TASK STATEMENT: Drop every picture. Then return, exactly, the lines from the beginning of the listing below through the one containing "8.500C7 9 12.500".
** START OF SOURCE EXCERPT **
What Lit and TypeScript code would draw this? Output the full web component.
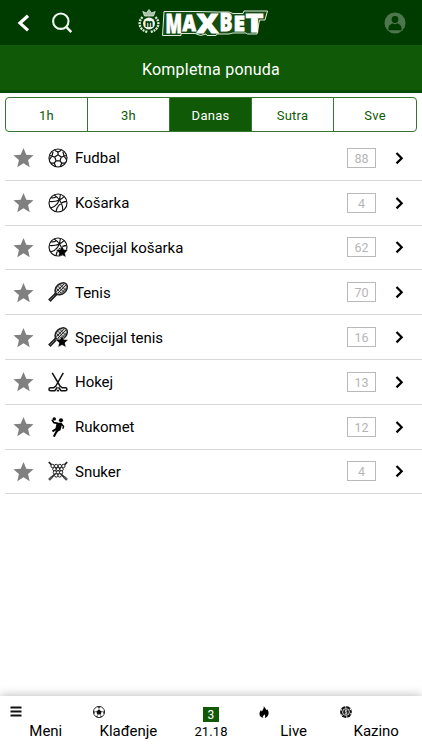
import { LitElement, html, css, svg } from "lit";
import { customElement } from "lit/decorators.js";

const star = "M12 1.200 15.200 8.800l8.300.7-6.300 5.400 1.900 8.100-7.100-4.300-7.100 4.300 1.900-8.100L.5 9.500l8.300-.7z";
const badge = svg`<path d="M14 8.300l1.800 4.100 4.500.4-3.400 3 1 4.400-3.900-2.300-3.900 2.300 1-4.400-3.400-3 4.500-.4z" fill="#000" stroke="#fff" stroke-width=".4"/>`;

const basketball = svg`<g fill="none" stroke="#111" stroke-width="1.150">
  <circle cx="10" cy="10" r="9"/>
  <path d="M1.300 8.500C7 9 12.500 7.500 16 3.600M6.200 2C10.500 4.500 15 10.500 14.800 17.500M2.600 15C8.500 13.300 12 8 12.400 1.500M8 18.700C8.500 14 12.500 8.800 18.800 8.400M3.200 4.600C5 5 7.500 4.500 8.500 3.300"/></g>`;

const racket = svg`<g fill="none" stroke="#222">
  <ellipse cx="13.200" cy="6.800" rx="6.900" ry="5" transform="rotate(-43 13.200 6.800)" stroke-width="1.500" fill="#ccc"/>
  <path d="M8.500 6.500l5 5M10 4.300l6 6M12 2.500l5.500 5.500M8.500 9.500l8-8M10 11l8.500-8.500M13 11.500l5.500-5.500" stroke-width=".9"/>
  <path d="M8 8.500 6.700 13l5-1" stroke-width="1.100"/>
  <path d="M7.900 12.100 1.300 18.700" stroke-width="3.400"/><path d="M6.500 13.500 2 18" stroke="#888" stroke-width=".7"/></g>`;

const icons: Record<string, unknown> = {
  football: svg`<g fill="none" stroke="#111" stroke-width="1.200"><circle cx="10" cy="10" r="9"/>
    <path d="M10 6.800l3.200 2.300-1.200 3.700H8L6.800 9.100zM10 6.800V4M13.200 9.100l2.900-.9M12 12.800l1.700 2.400M8 12.800l-1.700 2.400M6.800 9.100l-2.900-.9"/>
    <path d="M6.500 2.200 10 4l3.500-1.800M18.500 7.500l-2.400.7-1.200-4.500M17 15.200l-3.300 0-1.400 3.200M3 15.200h3.300l1.400 3.200M1.500 7.500l2.400.7 1.200-4.500M16.100 8.200l2.300 3.300M3.900 8.200l-2.300 3.300"/></g>`,
  basketball,
  basketballStar: svg`${basketball}${badge}`,
  racket,
  racketStar: svg`${racket}${badge}`,
  hockey: svg`<g fill="none" stroke="#111" stroke-linejoin="round"><path d="M4.200.8 12.600 15M15.300.8 7.300 15" stroke-width="1.500"/>
    <path d="M7.300 14.500 5.800 15.700H2.600c-2.200 0-2.200 3 0 3h4.200l2.600-3.500M12.600 14.500l1.500 1.200h3.200c2.200 0 2.200 3 0 3h-4.200l-2.600-3.500" stroke-width="1.500"/><path d="M8.800 18.600h2.300" stroke-width="1.700"/></g>`,
  handball: svg`<g fill="none" stroke="#000" stroke-linecap="round" stroke-linejoin="round"><circle cx="6.300" cy="1.900" r="1.700" fill="#000" stroke="none"/><circle cx="13" cy="3.300" r="2.100" fill="#000" stroke="none"/>
    <path d="M4.300 3.300 5.800 5.600 10 6.300l3 .4" stroke-width="1.700"/><path d="M9.500 7.500h3.400L11.500 12.500 8.500 12z" fill="#000" stroke-width="2.300"/>
    <path d="M13.500 7l2.100 2.500-.6 1.800" stroke-width="1.400"/><path d="M8.700 11.800 5.200 13.800M10.300 12.800 8.200 15.300 6.300 18.800" stroke-width="2.100"/></g>`,
  snooker: svg`<g fill="none" stroke="#222"><path d="M.8 1.200 18.700 18.600M19.200 1.200 1.300 18.600" stroke-width="1.700"/>
    <path d="M4.500 4h11L14 9l-2 4-2 2.500L8 13 6 9z" fill="#fff" stroke="none"/>
    ${[[4.600, 5], [8.200, 5], [11.800, 5], [15.400, 5], [6.400, 8.200], [10, 8.200], [13.600, 8.200], [6.900, 11.400], [10, 11.400], [13.100, 11.400], [8.300, 14.400], [11.700, 14.400]].map(
      ([x, y]) => svg`<circle cx=${x} cy=${y} r="1.700" stroke-width="1" fill="#fff"/>`)}
    <path d="M1 18.800l3-3M19 18.800l-3-3" stroke="#555" stroke-width="2.600"/></g>`,
};

const sports = [
  ["football", "Fudbal", 88], ["basketball", "Košarka", 4], ["basketballStar", "Specijal košarka", 62],
  ["racket", "Tenis", 70], ["racketStar", "Specijal tenis", 16], ["hockey", "Hokej", 13],
  ["handball", "Rukomet", 12], ["snooker", "Snuker", 4],
] as const;

@customElement("app-root")
export class AppRoot extends LitElement {
  static styles = css`
    :host { display: flex; flex-direction: column; height: 750px; background: #fff; color: #000; font-family: Roboto, sans-serif; overflow: hidden; }
    * { box-sizing: border-box; }
    svg { display: block; flex: none; }
    .top { height: 45px; background: #003b00; display: flex; align-items: center; padding: 0 16px 0 17px; flex: none; }
    .search { margin-left: 20px; }
    .logo { margin: 0 auto 0 65px; }
    .logo text { font-family: "Noto Sans", sans-serif; font-weight: 900; }
    .title { height: 48px; background: #0f5907; border-bottom: 3px solid #094b03; color: #fff; font-size: 16px; letter-spacing: .22px; display: flex; align-items: center; justify-content: center; padding-top: 3px; flex: none; }
    .tabs { display: grid; grid-template-columns: repeat(5, 1fr); height: 35px; margin: 4px 5px 0; border: 1px solid #36752f; border-radius: 4px; overflow: hidden; flex: none; color: #0f5907; font-size: 13px; letter-spacing: .25px; }
    .tab { display: flex; align-items: center; justify-content: center; padding-top: 1px; border-right: 1px solid #36752f; }
    .tab:last-child { border-right: 0; }
    .tab.on { background: #0f5907; color: #fff; }
    .list { flex: 1; padding: 4px 0 0 5px; }
    .row { height: 44.800px; border-bottom: 1px solid #d8d8d8; display: flex; align-items: center; padding: 0 17px 0 8px; }
    .fav { margin-right: 14px; }
    .name { margin-left: 7px; flex: 1; font-size: 15px; letter-spacing: -.03px; padding-top: 1px; }
    .count { width: 29px; height: 20px; border: 1px solid #b9b9b9; color: #b5b5b5; font-size: 12.500px; display: flex; align-items: center; justify-content: center; margin-right: 19px; padding-top: 1px; }
    .foot { height: 54px; display: grid; grid-template-columns: repeat(5, 1fr); padding-right: 9px; box-shadow: 0 -1px 9px rgba(0,0,0,.25); flex: none; }
    .item { padding: 9px 0 0 9px; }
    .item svg { height: 14px; }
    .lbl { display: block; font-size: 15px; line-height: 18px; margin-top: 3px; text-align: center; white-space: nowrap; letter-spacing: -.03px; }
    .ticket { display: flex; flex-direction: column; align-items: center; padding-top: 11px; padding-left: 9px; font-size: 13px; }
    .num { width: 16px; height: 15px; background: #0f5907; color: #fff; line-height: 17px; text-align: center; font-size: 12px; }
    .time { line-height: 18px; letter-spacing: .1px; margin-top: 1px; }
  `;

  private logo() {
    const glyphs: [string, number, number, number, number][] = [
      ["M", 27.500, 32.500, 26.500, 16.500], ["A", 44.500, 30.800, 22, 13.500], ["X", 58.500, 33, 27, 22],
      ["B", 81.500, 31, 24.500, 13], ["E", 95.500, 30.500, 21, 11.500], ["T", 107.500, 31.500, 25.500, 18],
    ];
    return html`<svg class="logo" width="132" height="45" viewBox="0 0 132 45">
      <g fill="none" stroke="#dbe8db">
        <path d="M4.500 17C-.5 22 1 30 9.500 32M17.500 17c5 5 3.500 13-5 15" stroke-width="2.400" stroke-dasharray="2 .9"/>
        <path d="M6.500 16 4.800 11.500 8.500 13l2.500-3.500 2.500 3.500 3.700-1.500L15.500 16z" fill="#a9c1a9" stroke-width=".8"/></g>
      <circle cx="11" cy="23.500" r="6" fill="#edf5ed"/>
      <text x="7" y="27" font-size="11" textLength="8" lengthAdjust="spacingAndGlyphs" fill="#003b00">m</text>
      <path d="M26 11.500H60L80 12H91L95 13.500H105L106 11H129.500L127 20H121.500L119 34H109.500L108 33H95L91 34H79L78 35.500H69L68 34 62.500 35.500 57 33.500H43V35.500H24.500z" fill="#134d13" stroke="#dce9dc" stroke-width="1" stroke-linejoin="round"/>
      ${glyphs.map(([c, x, y, s, w]) => svg`<text x=${x} y=${y} font-size=${s} textLength=${w} lengthAdjust="spacingAndGlyphs" fill="#fff" stroke="#fff" stroke-width=".8">${c}</text>`)}
    </svg>`;
  }

  render() {
    return html`
      <header class="top">
        <svg width="14" height="20" viewBox="0 0 14 20"><path d="M11 2.800 3 10.100l8 7.300" fill="none" stroke="#fff" stroke-width="3.200"/></svg>
        <svg class="search" width="22" height="22" viewBox="0 0 22 22"><g fill="none" stroke="#eef5ee" stroke-width="2.100"><circle cx="9.800" cy="9.200" r="7.700"/><path d="m15 14.700 5.300 5.500" stroke-width="2.500"/></g></svg>
        ${this.logo()}
        <svg width="22" height="22" viewBox="0 0 22 22"><circle cx="11" cy="11" r="10.500" fill="#4c774c"/><circle cx="11" cy="7.500" r="3.400" fill="#003b00"/><path d="M4.500 18.300V16c0-3 3-4.500 4.500-4.500 1.500 1 2.500 1 4 0 1.500 0 4.500 1.500 4.500 4.500v2.300z" fill="#003b00"/></svg>
      </header>
      <div class="title">Kompletna ponuda</div>
      <nav class="tabs">${["1h", "3h", "Danas", "Sutra", "Sve"].map((t) => html`<div class="tab ${t === "Danas" ? "on" : ""}">${t}</div>`)}</nav>
      <main class="list">${sports.map(([icon, name, n]) => html`
        <div class="row">
          <svg class="fav" width="21" height="21" viewBox="0 0 24 24"><path d=${star} fill="#808080"/></svg>
          <svg width="20" height="20" viewBox="0 0 20 20">${icons[icon]}</svg>
          <span class="name">${name}</span><span class="count">${n}</span>
          <svg width="10" height="14" viewBox="0 0 10 14"><path d="M1.500 2 6.700 7.200 1.500 12.400" fill="none" stroke="#000" stroke-width="2.200"/></svg>
        </div>`)}</main>
      <footer class="foot">
        <div class="item"><svg width="14" viewBox="0 0 14 14"><path d="M1.500 2.500h11M1.500 6.500h11M1.500 10.500h11" stroke="#111" stroke-width="2"/></svg><span class="lbl">Meni</span></div>
        <div class="item"><svg width="14" viewBox="0 0 14 14"><circle cx="7" cy="7" r="5.600" fill="#fff" stroke="#222" stroke-width=".9"/><path d="m7 4.400 2.700 2-1 3.100H5.300l-1-3.100zM4.800 1.700 7 3l2.200-1.300zM1.300 5.500l1.600 1.300-.8 2.600zM12.700 5.500l-1.600 1.300.8 2.600zM3.300 11.200l2-.2.700 1.600zM10.700 11.200l-2-.2-.7 1.600z" fill="#111"/><path d="M7 3v2M2.900 6.800l2-.4M11.100 6.800l-2-.4M5.300 9.500v1.500M8.700 9.500V11" stroke="#333" stroke-width=".6"/></svg><span class="lbl">Klađenje</span></div>
        <div class="ticket"><span class="num">3</span><span class="time">21.18</span></div>
        <div class="item"><svg width="14" viewBox="0 0 14 14"><path d="M6.800 1c1 2.200 2.300 2.700 2.500 4.200.5-.3.700-.8.700-1.300 1.300 1.700 1.900 3.200 1.500 5C11 11.200 9.500 12.600 7.800 13c.7-1.300.5-2.700-.6-3.800-.1 1-.8 1.500-1.400 2 0 .7.200 1.300.6 1.800C3.800 12.500 2.400 10.800 2.500 8.800c0-1.600.9-2.600 1.500-3.700l.7 1.300C6 4.800 7 3.200 6.800 1z" fill="#000"/></svg><span class="lbl">Live</span></div>
        <div class="item"><svg width="14" viewBox="0 0 14 14"><circle cx="7" cy="7" r="5.900" fill="#111"/><circle cx="7" cy="7" r="5.200" fill="none" stroke="#fff" stroke-width="1.200" stroke-dasharray="1.500 3.945" stroke-dashoffset="-1"/><circle cx="7" cy="7" r="3.400" fill="none" stroke="#fff" stroke-width=".8"/><path d="M8.300 5.700C7.500 4.900 6 5.200 6 6s2.200 1 2.200 2-1.600 1.200-2.500.3M7 4.500v5" fill="none" stroke="#fff" stroke-width=".7"/></svg><span class="lbl">Kazino</span></div>
      </footer>`;
  }
}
** END OF SOURCE EXCERPT **
SOLUTION TO THIS PROBLEM:
What Lit and TypeScript code would draw this? Output the full web component.
import { LitElement, html, css, svg } from "lit";
import { customElement } from "lit/decorators.js";

const star = "M12 1.200 15.200 8.800l8.300.7-6.300 5.400 1.900 8.100-7.100-4.300-7.100 4.300 1.900-8.100L.5 9.500l8.300-.7z";
const badge = svg`<path d="M14 8.300l1.800 4.100 4.500.4-3.400 3 1 4.400-3.900-2.300-3.900 2.300 1-4.400-3.400-3 4.500-.4z" fill="#000" stroke="#fff" stroke-width=".4"/>`;

const basketball = svg`<g fill="none" stroke="#111" stroke-width="1.150">
  <circle cx="10" cy="10" r="9"/>
  <path d="M1.300 8.500C7 9 12.500 7.500 16 3.600M6.200 2C10.500 4.500 15 10.500 14.800 17.500M2.600 15C8.500 13.300 12 8 12.400 1.500M8 18.700C8.500 14 12.500 8.800 18.800 8.400M3.200 4.600C5 5 7.500 4.500 8.500 3.300"/></g>`;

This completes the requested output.